As a family business, how flexible are you? What about the needs of your employees, which are often family-related?

I always keep my door open. When I come in at 10:30 at night and I meet the custodian, I’m perfectly willing to listen to him for 10 or 15 minutes. If someone has a problem, they can come and talk to me about it. If something needs attention, I’ll bring it up at the next meeting. We keep communicating.

Is it your company style to let things slide and try to orchestrate some balance or to talk everything out?

We do both. We do a lot of talking and if that doesn’t work, we just do it — use the gavel — and I take the full responsibility.

Do they mind that?

Of course they mind it! That’s the way of the world.

Have they ever wanted to leave the family business?

I’ve encouraged them to go off on their own. I’ve said, “You know, if you’d like to try something of your own, go right ahead and I’ll support you. If you have some ideas about a better way to live and make a life, you’re welcome.” That’s because I don’t think people should be handcuffed to a business.

But working 80 hours a week, that seems pretty handcuffed to me!

You used that word again — working.
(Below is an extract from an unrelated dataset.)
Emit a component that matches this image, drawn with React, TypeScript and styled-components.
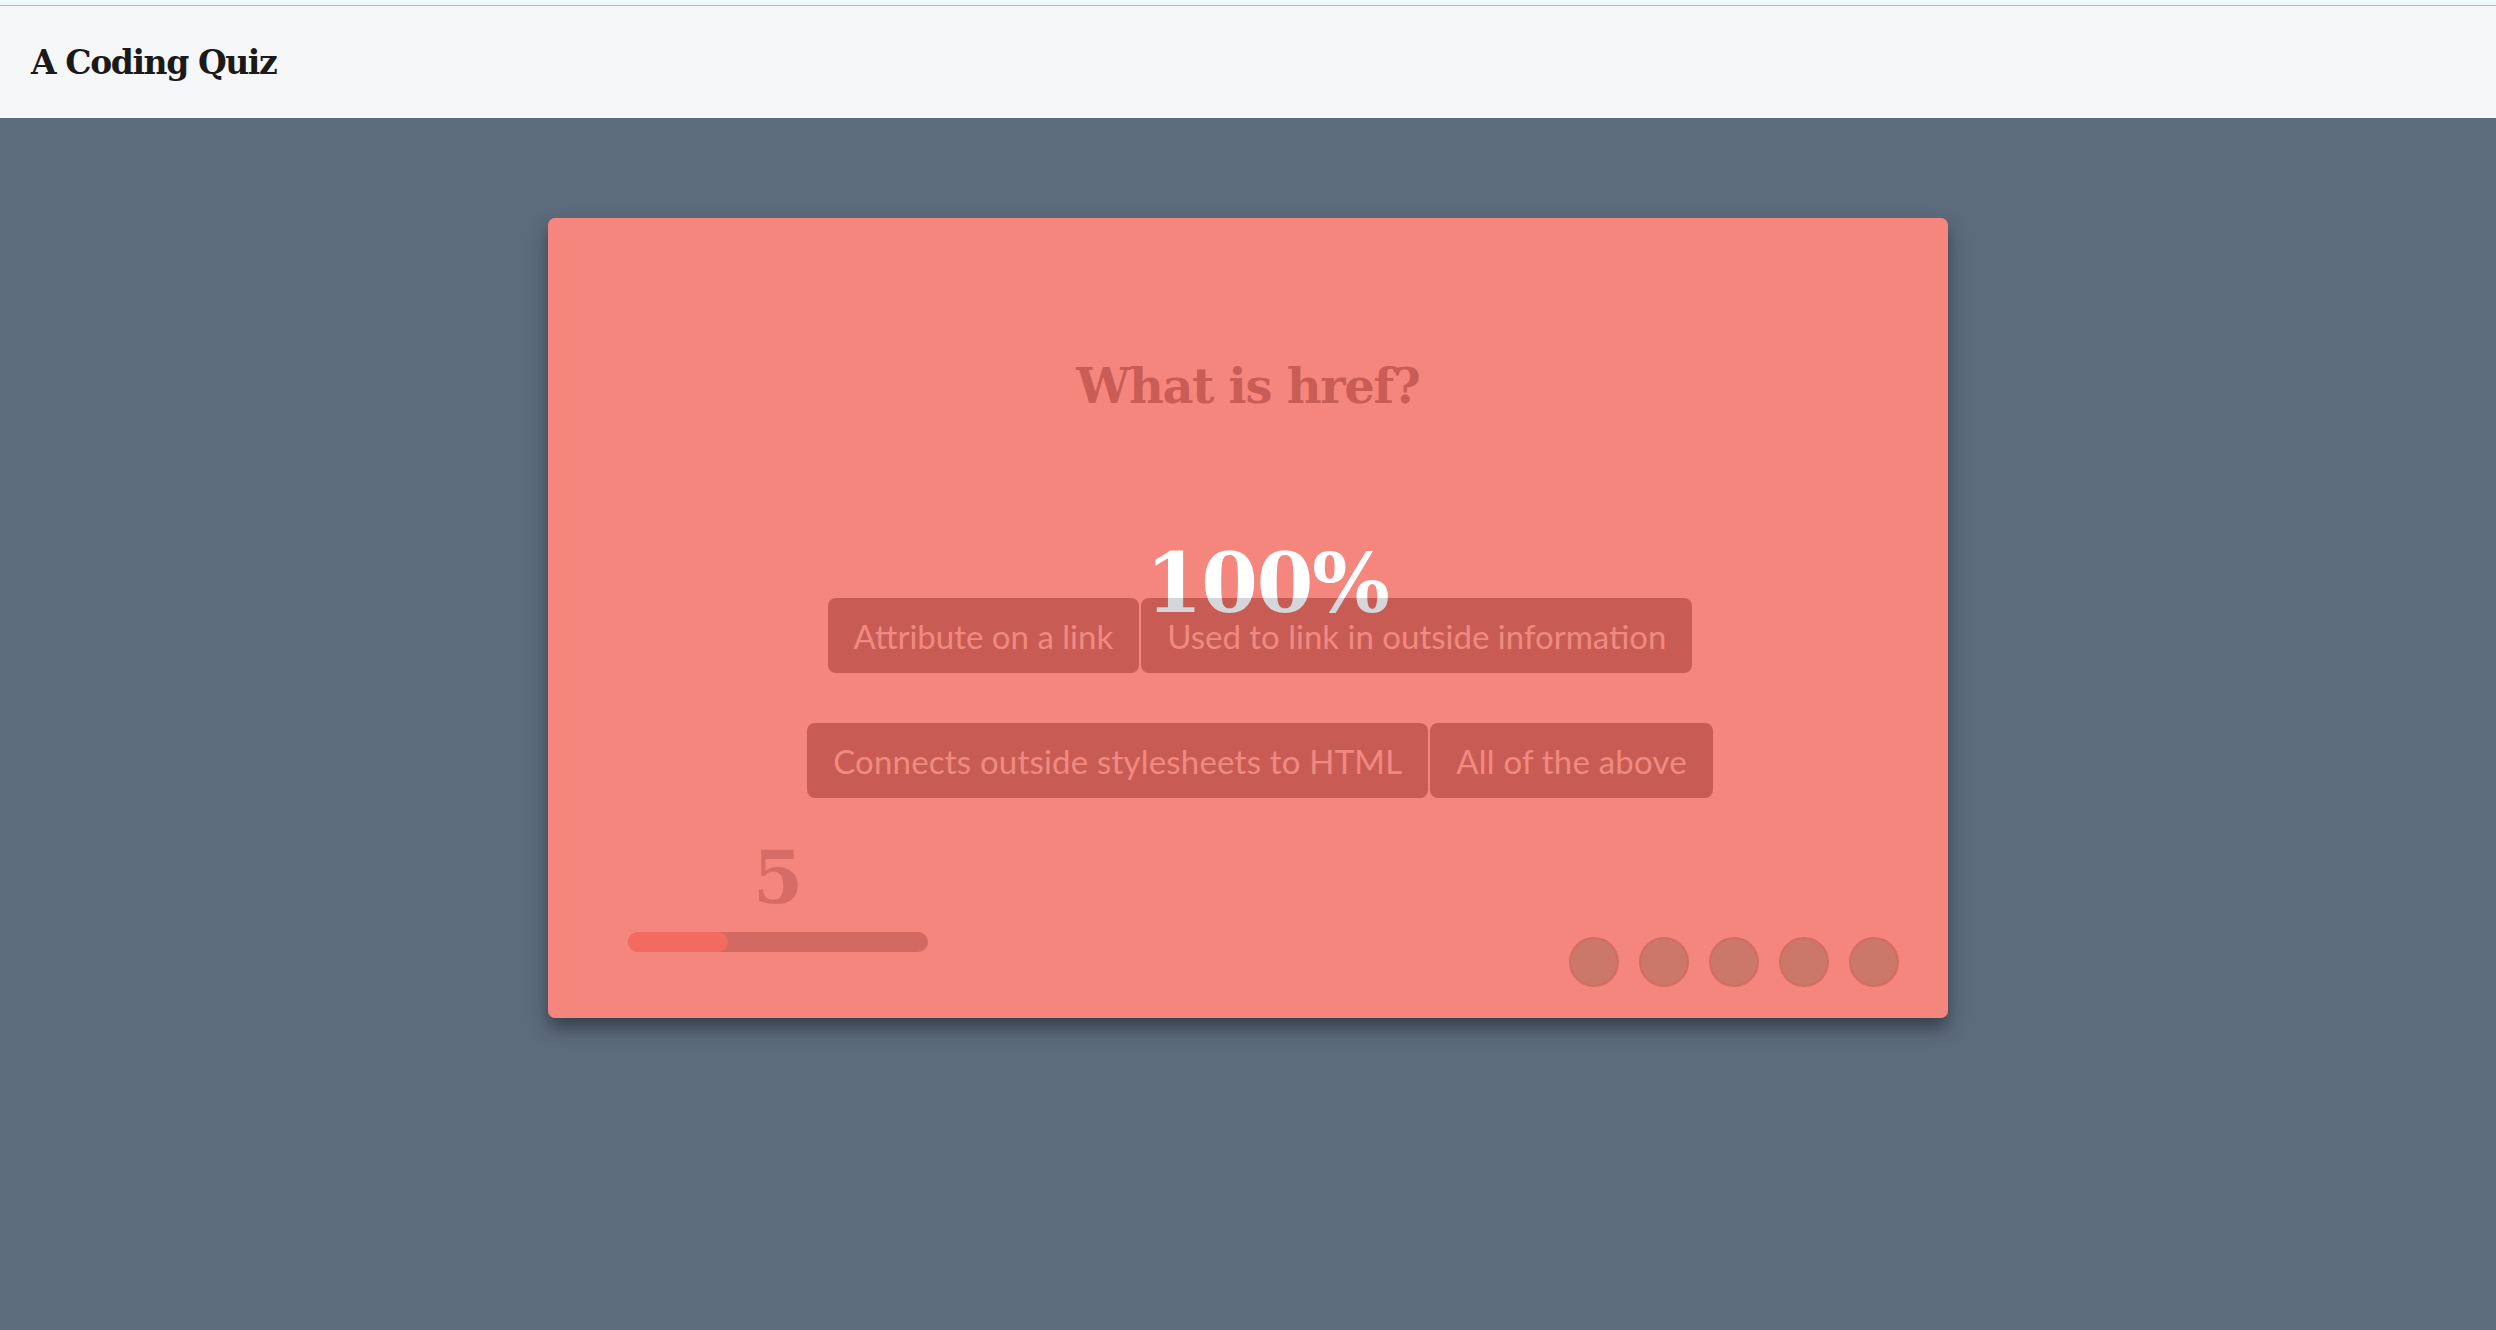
import React from 'react';
import styled, { createGlobalStyle } from 'styled-components';

const GlobalStyle = createGlobalStyle`
  html, body {
    margin: 0;
    padding: 0;
    background: #5d6c7c;
  }
  * {
    box-sizing: border-box;
  }
`;

const Page = styled.div`
  min-height: 1330px;
  background: #5d6c7c;
  display: flex;
  flex-direction: column;
`;

const TopStrip = styled.div`
  height: 5px;
  background: #eef8fa;
`;

const Header = styled.header`
  height: 113px;
  display: flex;
  align-items: center;
  padding-left: 31px;
  background: #f6f7f9;
  border-top: 1px solid #b6b9bc;
`;

const Title = styled.h1`
  margin: 0;
  font-family: 'DejaVu Serif', 'Liberation Serif', serif;
  font-weight: 700;
  font-size: 33px;
  letter-spacing: -1.4px;
  color: #1a1a1a;
`;

const Card = styled.section`
  width: 1400px;
  height: 800px;
  margin: 100px auto 0;
  padding: 0 49px 31px 49px;
  background: #f5867d;
  border-radius: 7px;
  box-shadow: 0 10px 18px rgba(20, 28, 38, 0.55);
  display: flex;
  flex-direction: column;
`;

const Question = styled.h2`
  margin: 139px 0 0;
  text-align: center;
  font-family: 'DejaVu Serif', 'Liberation Serif', serif;
  font-weight: 700;
  font-size: 48px;
  line-height: 58px;
  letter-spacing: -1.3px;
  color: #c95d56;
`;

const Answers = styled.div`
  position: relative;
  margin-top: 183px;
  padding-left: 24px;
  display: flex;
  flex-direction: column;
  align-items: center;
  gap: 50px;
`;

const AnswerRow = styled.div`
  display: flex;
  gap: 2px;
`;

const AnswerButton = styled.button<{ $wide?: boolean }>`
  height: 75px;
  padding: 0 26px;
  border: none;
  border-radius: 8px;
  background: #c85c55;
  color: #f08a80;
  font-family: Lato, 'Open Sans', sans-serif;
  font-size: 33px;
  font-weight: 400;
  letter-spacing: ${(p) => (p.$wide ? '0.2px' : '0')};
  cursor: pointer;
`;

const Score = styled.div`
  position: absolute;
  top: -56px;
  left: 50%;
  transform: translateX(-50%);
  margin-left: 19px;
  z-index: 2;
  font-family: 'DejaVu Serif', 'Liberation Serif', serif;
  font-weight: 700;
  font-size: 82px;
  line-height: 1;
  letter-spacing: -1.5px;
  background: linear-gradient(to bottom, #ffffff 56px, #d4d6d9 56px);
  -webkit-background-clip: text;
  background-clip: text;
  color: transparent;
  pointer-events: none;
`;

const Footer = styled.div`
  margin-top: auto;
  display: flex;
  justify-content: space-between;
  align-items: flex-end;
`;

const TimerBlock = styled.div`
  width: 300px;
  margin-left: 31px;
  padding-bottom: 35px;
  display: flex;
  flex-direction: column;
  align-items: center;
  gap: 18px;
`;

const TimerValue = styled.div`
  font-family: 'DejaVu Serif', 'Liberation Serif', serif;
  font-weight: 700;
  font-size: 72px;
  line-height: 1;
  color: #d76b65;
`;

const ProgressTrack = styled.div`
  width: 100%;
  height: 20px;
  border-radius: 10px;
  background: #d46963;
  overflow: hidden;
`;

const ProgressFill = styled.div`
  height: 100%;
  border-radius: 10px;
  background: #f26a60;
`;

const Dots = styled.div`
  display: flex;
  gap: 20px;
`;

const Dot = styled.span`
  width: 50px;
  height: 50px;
  border-radius: 50%;
  background: #cb786b;
  border: 2px solid #d26c65;
`;

const answers = [
  ['Attribute on a link', 'Used to link in outside information'],
  ['Connects outside stylesheets to HTML', 'All of the above'],
];

const App: React.FC = () => {
  const timeLeft = 5;
  const progress = 1 / 3;

  return (
    <>
      <GlobalStyle />
      <Page>
        <TopStrip />
        <Header>
          <Title>A Coding Quiz</Title>
        </Header>

        <Card>
          <Question>What is href?</Question>

          <Answers>
            <Score>100%</Score>
            {answers.map((row, i) => (
              <AnswerRow key={i}>
                {row.map((a) => (
                  <AnswerButton key={a} $wide={i === 1}>
                    {a}
                  </AnswerButton>
                ))}
              </AnswerRow>
            ))}
          </Answers>

          <Footer>
            <TimerBlock>
              <TimerValue>{timeLeft}</TimerValue>
              <ProgressTrack>
                <ProgressFill style={{ width: `${progress * 100}%` }} />
              </ProgressTrack>
            </TimerBlock>
            <Dots>
              {[0, 1, 2, 3, 4].map((d) => (
                <Dot key={d} />
              ))}
            </Dots>
          </Footer>
        </Card>
      </Page>
    </>
  );
};

export default App;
I could have retired in 1978, when I started this business, and gone to the farm, go sit on the beach or travel around the world, but I like what I’m doing, I enjoy it. It’s not work.

Again, when you have disagreements, what goes into the decision-making process?

It has to be run like a business, and business comes down to the numbers. How does the arithmetic look? How much will it produce? and What’s the payback? That’s what we do at these meetings. If one wants it black and one wants it white, that’s not important. What’s important is, How is it going to impact the business? I think of this business as being not only the Knott family but it includes those 150 people who work out here. When we have our annual clambake, those 150 bring another 200, so there’s a large group of people living off this company and I want to do the best I can for all of them.